Ash Wednesday. I know it's not the start of the liturgical year, but for the last few years, I've felt like my personal year with Christ has begun on this day.
I've been so frazzled, though, with the new baby and a toddler and everything else, that Lent sort of snuck up on me this year. I haven't made a good plan for Lent and I'm sorry for it. Particularly because I have to substitute the traditional forms of observation in a couple areas. Since I'm a nursing mom, I can't fast meals because it would compromise Laurel's food supply. So I need to substitute something and I don't have anything in mind yet.
I generally try to pray more, study more, meditate more on the things of God during Lent, but my life has been so crazed since Laurel, I haven't even been keeping up with the minimum I do on a regular basis. More days have passed without me praying the Rosary than with...I've even had trouble sitting down to eat, so meal-time prayers have been sketchy. I've tried to say prayers before bed as I nurse the baby to sleep and instead fall asleep myself.

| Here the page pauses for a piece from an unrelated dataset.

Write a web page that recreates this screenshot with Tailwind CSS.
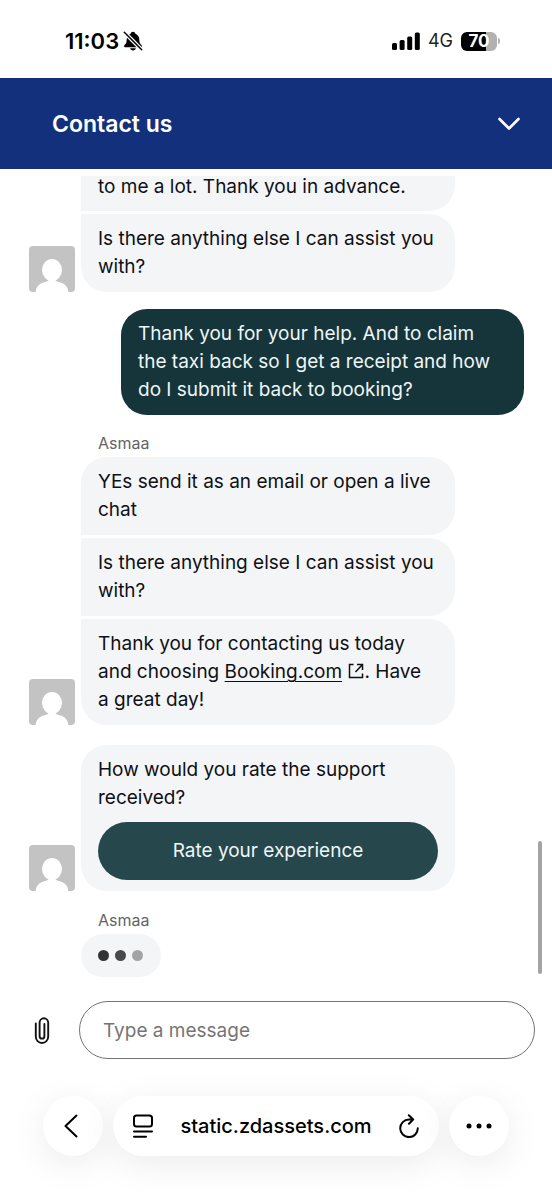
<!DOCTYPE html>
<html lang="en">
<head>
<meta charset="utf-8">
<meta name="viewport" content="width=device-width, initial-scale=1">
<title>Contact us</title>
<script src="https://cdn.jsdelivr.net/npm/@tailwindcss/browser@4"></script>
</head>
<body class="flex h-dvh flex-col overflow-hidden bg-white font-[Inter,'Liberation_Sans',sans-serif] text-[19px] leading-7 text-[#0f1014]">

<svg class="hidden" aria-hidden="true">
  <symbol id="avatar" viewBox="0 0 46 46">
    <rect width="46" height="46" rx="4" fill="#c3c3c3"/>
    <ellipse cx="23" cy="24" rx="10" ry="11" fill="#fff"/>
    <path d="M19.500 30h7v4.500c1 1.200 3.500 1.300 6 2.300 4 1.600 6.500 4.700 6.800 9.200H6.700c.3-4.500 2.800-7.600 6.800-9.200 2.500-1 5-1.100 6-2.300z" fill="#fff"/>
  </symbol>
</svg>

<!-- Phone status bar -->
<div class="flex h-[78px] shrink-0 items-center justify-between pt-1 pr-[52px] pl-[65px] text-black">
  <div class="flex items-center gap-1">
    <span class="text-[22px] font-semibold">11:03</span>
    <svg class="h-5 w-5" viewBox="0 0 20 20" role="img" aria-label="Silent">
      <path d="M10 .8c1.200 0 2.200.8 2.400 1.900 2.600.9 3.800 3 3.900 5.700.1 3.200.6 4 1.700 5.200.6.600.9 1 .9 1.600 0 .7-.5 1.100-1.400 1.100h-15c-.9 0-1.400-.4-1.400-1.100 0-.6.3-1 .9-1.600C3.100 12.400 3.600 11.600 3.700 8.400c.1-2.700 1.300-4.800 3.900-5.700C7.800 1.600 8.800.8 10 .8zM7.200 17.300h5.600c-.2 1.300-1.300 2.200-2.800 2.200s-2.600-.9-2.800-2.200z" fill="#000"/>
      <path d="M1.300 1.300 18.700 18.700" stroke="#fff" stroke-width="4"/>
      <path d="M1.300 1.300 18.700 18.700" stroke="#000" stroke-width="1.500" stroke-linecap="round"/>
    </svg>
  </div>
  <div class="flex items-center">
    <svg class="h-[18px] w-7" viewBox="0 0 28 18" role="img" aria-label="Signal strength">
      <rect x="0" y="11" width="5" height="7" rx="1.500"/><rect x="7.600" y="8" width="5" height="10" rx="1.500"/><rect x="15.200" y="4.500" width="5" height="13.500" rx="1.500"/><rect x="22.800" y=".5" width="5" height="17.500" rx="1.500"/>
    </svg>
    <span class="ml-2 text-lg text-[#222]">4G</span>
    <div class="ml-2 flex items-center gap-px">
      <div class="flex h-[19px] w-9 items-center justify-center rounded-[6px] bg-linear-to-r from-black from-70% to-[#b1b1b1] to-70% text-[17px] font-bold text-white">70</div>
      <span class="h-[6px] w-[2px] rounded-r-full bg-[#b1b1b1]"></span>
    </div>
  </div>
</div>

<header class="flex h-[91px] shrink-0 items-center justify-between bg-[#12307b] pr-8 pl-[52px] text-white">
  <h1 class="text-[23px] font-semibold">Contact us</h1>
  <button type="button" aria-label="Minimise" class="flex">
    <svg class="h-[14px] w-[22px]" viewBox="0 0 22 14" fill="none" stroke="currentColor" stroke-width="2.600" stroke-linecap="round" stroke-linejoin="round"><path d="m1.500 2 9.500 9.500L20.500 2"/></svg>
  </button>
</header>

<main class="relative mt-[6px] flex min-h-0 flex-1 flex-col justify-end overflow-hidden pr-7 pb-6 pl-[29px]">
  <div class="flex shrink-0 items-end gap-[6px] pr-[69px]">
    <svg class="size-[46px] shrink-0" role="img" aria-label="Agent"><use href="#avatar"/></svg>
    <div class="flex min-w-0 flex-1 flex-col gap-[3px]">
      <p class="rounded-br-[26px] bg-[#f4f5f7] px-[17px] pt-px pb-[14px] leading-5">to me a lot. Thank you in advance.</p>
      <p class="rounded-r-[26px] rounded-bl-[26px] bg-[#f4f5f7] px-[17px] py-[11px]">Is there anything else I can assist you<br>with?</p>
    </div>
  </div>

  <p class="mt-[17px] ml-[92px] shrink-0 rounded-[26px] bg-[#15353b] px-[17px] py-[11px] text-[#eef6f7]">Thank you for your help. And to claim<br>the taxi back so I get a receipt and how<br>do I submit it back to booking?</p>

  <div class="mt-4 ml-[69px] shrink-0 text-base leading-6 text-[#646464]">Asmaa</div>
  <div class="mt-[2px] flex shrink-0 items-end gap-[6px] pr-[69px]">
    <svg class="size-[46px] shrink-0" role="img" aria-label="Asmaa"><use href="#avatar"/></svg>
    <div class="flex min-w-0 flex-1 flex-col gap-[3px]">
      <p class="rounded-t-[26px] rounded-br-[26px] bg-[#f4f5f7] px-[17px] py-[11px]">YEs send it as an email or open a live<br>chat</p>
      <p class="rounded-r-[26px] bg-[#f4f5f7] px-[17px] py-[11px]">Is there anything else I can assist you<br>with?</p>
      <p class="rounded-r-[26px] rounded-bl-[26px] bg-[#f4f5f7] px-[17px] py-[11px]">Thank you for contacting us today<br>and choosing <a href="#" class="underline decoration-1 underline-offset-3">Booking.com</a> <svg class="ml-px inline-block size-4 align-[-1px]" viewBox="0 0 16 16" fill="none" stroke="currentColor" stroke-width="1.500" aria-hidden="true"><path d="M5.500 1.500h-4v13h13v-4M9 1.500h5.500V7M14.500 1.500 7.500 9"/></svg>. Have<br>a great day!</p>
    </div>
  </div>

  <div class="mt-5 flex shrink-0 items-end gap-[6px] pr-[69px]">
    <svg class="size-[46px] shrink-0" role="img" aria-label="Agent"><use href="#avatar"/></svg>
    <div class="min-w-0 flex-1 rounded-[26px] bg-[#f4f5f7] px-[17px] py-[11px]">
      <p>How would you rate the support<br>received?</p>
      <button type="button" class="mt-[10px] block h-[58px] w-full rounded-full bg-[#26484c] text-[#eef6f7]">Rate your experience</button>
    </div>
  </div>

  <div class="mt-[17px] ml-[69px] shrink-0 text-base leading-6 text-[#646464]">Asmaa</div>
  <div class="mt-[2px] ml-[52px] flex h-[43px] w-20 shrink-0 items-center gap-[6px] rounded-full bg-[#f4f5f7] pl-[17px]" role="status" aria-label="Asmaa is typing">
    <span class="size-[11px] rounded-full bg-[#313234]"></span>
    <span class="size-[11px] rounded-full bg-[#49494b]"></span>
    <span class="size-[11px] rounded-full bg-[#a2a3a5]"></span>
  </div>

  <!-- Scroll position indicator -->
  <div class="absolute right-[10px] bottom-[27px] h-[133px] w-1 rounded-full bg-[#a3a3a3]"></div>
</main>

<form class="flex shrink-0 items-center pr-[17px] pl-[34px]">
  <button type="button" aria-label="Attach a file" class="flex">
    <svg class="h-[27px] w-4" viewBox="0 0 16 27" fill="none" stroke="#111" stroke-width="1.900" stroke-linecap="round"><path d="M1.800 6.500v13.300a6.200 6.200 0 0 0 12.400 0V5.600a4.300 4.300 0 0 0-8.600 0v13.600a2.400 2.400 0 0 0 4.800 0V7"/></svg>
  </button>
  <input type="text" aria-label="Type a message" placeholder="Type a message" class="ml-[29px] h-[58px] min-w-0 flex-1 rounded-full border border-[#737373] bg-white px-[23px] placeholder:text-[#757575]">
</form>

<!-- Browser toolbar -->
<nav class="mt-[37px] mb-[43px] flex h-[60px] shrink-0 gap-[10px] px-[43px] text-black">
  <button type="button" aria-label="Back" class="flex w-[60px] shrink-0 items-center justify-center rounded-full bg-white pr-1 shadow-[0_8px_36px_rgba(0,0,0,0.08)]">
    <svg class="h-6 w-[14px]" viewBox="0 0 14 24" fill="none" stroke="currentColor" stroke-width="2" stroke-linecap="round" stroke-linejoin="round"><path d="M12.500 1.500 1.500 12l11 10.500"/></svg>
  </button>
  <div class="flex min-w-0 flex-1 items-center justify-between rounded-full bg-white px-5 shadow-[0_8px_36px_rgba(0,0,0,0.08)]">
    <button type="button" aria-label="Page menu" class="flex">
      <svg class="h-6 w-5" viewBox="0 0 20 24" fill="none" stroke="currentColor" stroke-width="2" stroke-linecap="round"><rect x="1" y="1.500" width="18" height="11" rx="2.500"/><path d="M1 17.500h18M1 22.800h12"/></svg>
    </button>
    <span class="text-xl font-medium">static.zdassets.com</span>
    <button type="button" aria-label="Reload" class="flex">
      <svg class="h-6 w-5" viewBox="0 0 20 24" fill="none" stroke="currentColor" stroke-width="2" stroke-linecap="round" stroke-linejoin="round"><path d="M14.200 5.500H10A8.800 8.800 0 1 0 18.800 14.200M9.800 1.200l4.400 4.300-4.200 4.300"/></svg>
    </button>
  </div>
  <button type="button" aria-label="More" class="flex w-[60px] shrink-0 items-center justify-center rounded-full bg-white shadow-[0_8px_36px_rgba(0,0,0,0.08)]">
    <svg class="h-[6px] w-[26px]" viewBox="0 0 26 6" fill="currentColor"><circle cx="3" cy="3" r="2.500"/><circle cx="13" cy="3" r="2.500"/><circle cx="23" cy="3" r="2.500"/></svg>
  </button>
</nav>
</body>
</html>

In light of that, I suppose the best thing to do for Lent would be to work harder at getting the basics on track.
The parish sent out a nice little calendar with a "thought for the day" kind of thing and short Bible readings. I am going to start with that.
I feel kind of bad that my husband is doing the fast all by himself. Especially since I am such a voracious eater when I'm nursing. He doesn't mind so much, but I find companionship helpful in such sacrafices.